Supplied information —
####################

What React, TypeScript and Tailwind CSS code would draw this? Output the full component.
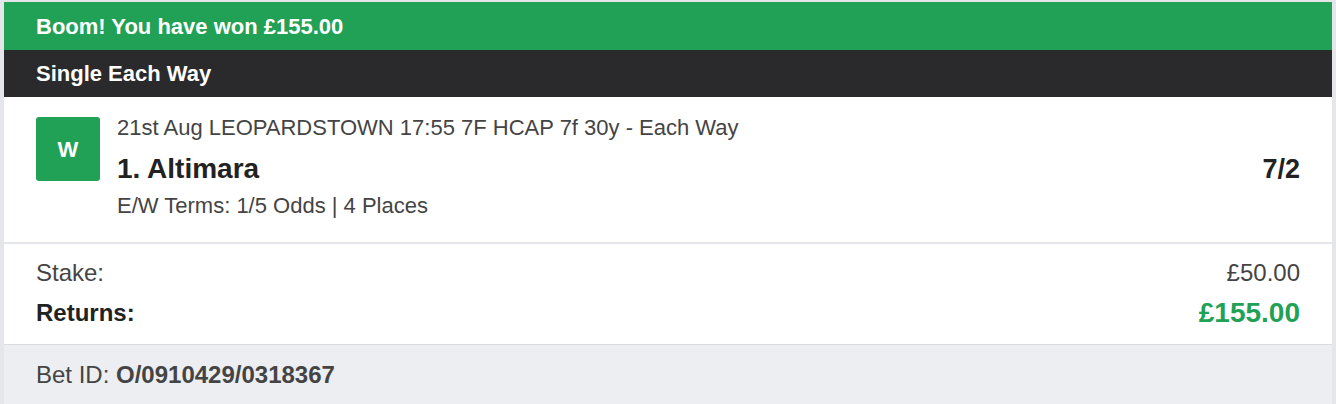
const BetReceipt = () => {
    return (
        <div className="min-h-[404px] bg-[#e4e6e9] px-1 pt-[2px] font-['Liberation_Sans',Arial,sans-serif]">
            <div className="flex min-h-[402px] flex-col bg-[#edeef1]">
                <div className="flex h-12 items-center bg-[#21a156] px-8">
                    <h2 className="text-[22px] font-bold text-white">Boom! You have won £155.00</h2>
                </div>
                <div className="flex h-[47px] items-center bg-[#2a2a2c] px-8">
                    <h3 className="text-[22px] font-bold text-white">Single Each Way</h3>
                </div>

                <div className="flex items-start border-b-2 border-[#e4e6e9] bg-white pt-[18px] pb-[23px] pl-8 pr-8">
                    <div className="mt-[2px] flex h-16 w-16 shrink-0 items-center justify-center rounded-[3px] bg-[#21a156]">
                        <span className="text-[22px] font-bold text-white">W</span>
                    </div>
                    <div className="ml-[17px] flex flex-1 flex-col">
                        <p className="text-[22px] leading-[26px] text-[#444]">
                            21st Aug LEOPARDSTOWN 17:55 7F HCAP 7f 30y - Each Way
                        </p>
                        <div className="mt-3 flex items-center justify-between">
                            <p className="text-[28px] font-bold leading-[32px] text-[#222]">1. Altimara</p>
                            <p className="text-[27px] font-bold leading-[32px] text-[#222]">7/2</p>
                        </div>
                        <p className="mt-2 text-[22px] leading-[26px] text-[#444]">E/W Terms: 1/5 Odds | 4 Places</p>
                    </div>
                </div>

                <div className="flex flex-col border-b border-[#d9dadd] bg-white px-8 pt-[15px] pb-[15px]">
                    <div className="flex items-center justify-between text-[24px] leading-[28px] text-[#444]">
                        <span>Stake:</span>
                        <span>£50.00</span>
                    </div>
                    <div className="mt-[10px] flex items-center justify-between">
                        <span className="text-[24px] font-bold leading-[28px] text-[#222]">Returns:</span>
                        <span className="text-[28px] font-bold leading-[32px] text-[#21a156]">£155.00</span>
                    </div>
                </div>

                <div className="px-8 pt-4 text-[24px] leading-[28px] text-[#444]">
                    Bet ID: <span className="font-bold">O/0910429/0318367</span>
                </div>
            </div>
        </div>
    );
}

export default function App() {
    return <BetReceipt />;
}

####################

Exercise task —
Reproduce each line exactly, please, except for any pictures.

Completed task —
What React, TypeScript and Tailwind CSS code would draw this? Output the full component.
const BetReceipt = () => {
    return (
        <div className="min-h-[404px] bg-[#e4e6e9] px-1 pt-[2px] font-['Liberation_Sans',Arial,sans-serif]">
            <div className="flex min-h-[402px] flex-col bg-[#edeef1]">
                <div className="flex h-12 items-center bg-[#21a156] px-8">
                    <h2 className="text-[22px] font-bold text-white">Boom! You have won £155.00</h2>
                </div>
                <div className="flex h-[47px] items-center bg-[#2a2a2c] px-8">
                    <h3 className="text-[22px] font-bold text-white">Single Each Way</h3>
                </div>

                <div className="flex items-start border-b-2 border-[#e4e6e9] bg-white pt-[18px] pb-[23px] pl-8 pr-8">
                    <div className="mt-[2px] flex h-16 w-16 shrink-0 items-center justify-center rounded-[3px] bg-[#21a156]">
                        <span className="text-[22px] font-bold text-white">W</span>
                    </div>
                    <div className="ml-[17px] flex flex-1 flex-col">
                        <p className="text-[22px] leading-[26px] text-[#444]">
                            21st Aug LEOPARDSTOWN 17:55 7F HCAP 7f 30y - Each Way
                        </p>
                        <div className="mt-3 flex items-center justify-between">
                            <p className="text-[28px] font-bold leading-[32px] text-[#222]">1. Altimara</p>
                            <p className="text-[27px] font-bold leading-[32px] text-[#222]">7/2</p>
                        </div>
                        <p className="mt-2 text-[22px] leading-[26px] text-[#444]">E/W Terms: 1/5 Odds | 4 Places</p>
                    </div>
                </div>

                <div className="flex flex-col border-b border-[#d9dadd] bg-white px-8 pt-[15px] pb-[15px]">
                    <div className="flex items-center justify-between text-[24px] leading-[28px] text-[#444]">
                        <span>Stake:</span>
                        <span>£50.00</span>
                    </div>
                    <div className="mt-[10px] flex items-center justify-between">
                        <span className="text-[24px] font-bold leading-[28px] text-[#222]">Returns:</span>
                        <span className="text-[28px] font-bold leading-[32px] text-[#21a156]">£155.00</span>
                    </div>
                </div>

                <div className="px-8 pt-4 text-[24px] leading-[28px] text-[#444]">
                    Bet ID: <span className="font-bold">O/0910429/0318367</span>
                </div>
            </div>
        </div>
    );
}

export default function App() {
    return <BetReceipt />;
}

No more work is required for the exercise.